A number of people, over the course of my life, have pointed out that I am not a very trusting person. I have taken this observation to heart, but it does make me wonder just why they would be saying this about me. Paranoid? Not exactly, but I am willing to learn. This is especially true during election season, as we are inundated with "facts" and the attendant "fact checkers." I figure I'm just doing this for myself.

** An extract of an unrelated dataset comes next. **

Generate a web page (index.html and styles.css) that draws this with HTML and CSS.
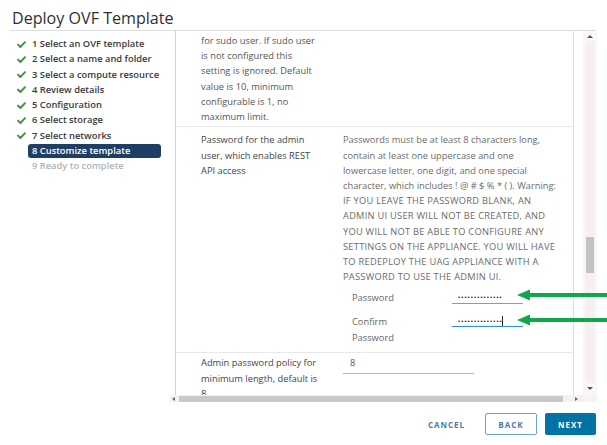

It might also have something to do with the way I grew up, at times, stretching the truth with my parents. My sins were primarily those of omission, leaving out key bits of information in hopes that if there was no direct interrogation on the subject that I could avoid having to confess. Over the past thirty-some years, I have made amends on most of those little white lies. The ones that stacked up over time to become some pretty nasty charcoal gray lies. The most innocent of those, it seemed at the time, were the ones I told about practicing the piano. At the end of the day, a metaphorical day that lands me here at fifty years old, I wish that I would have put in those hours way back when. I wouldn't be stuck in a house with a piano, occasionally standing in front of it, wishing that I had some mad skills to sit down and play the way I always wanted. That took a different kind of commitment than I was willing to give. Of course, my mother knew that my brothers and I could never have possibly squeezed in three full practice sessions in the time it took her to go to the grocery store. But that was our story, and we stuck to it.
The piano wasn't the only time I lied to my parents, but I know now that I reap what I once sowed, and so when I find out that my son was busy posting cat pictures on Facebook instead of studying for a chemistry test, it makes me sad. I want to distill the feeling I have, standing in front of that piano lacking the Mozart and Beethoven, and give it to him directly. I also know that it will be another thirty years before he feels it the way I do. And that's no lie.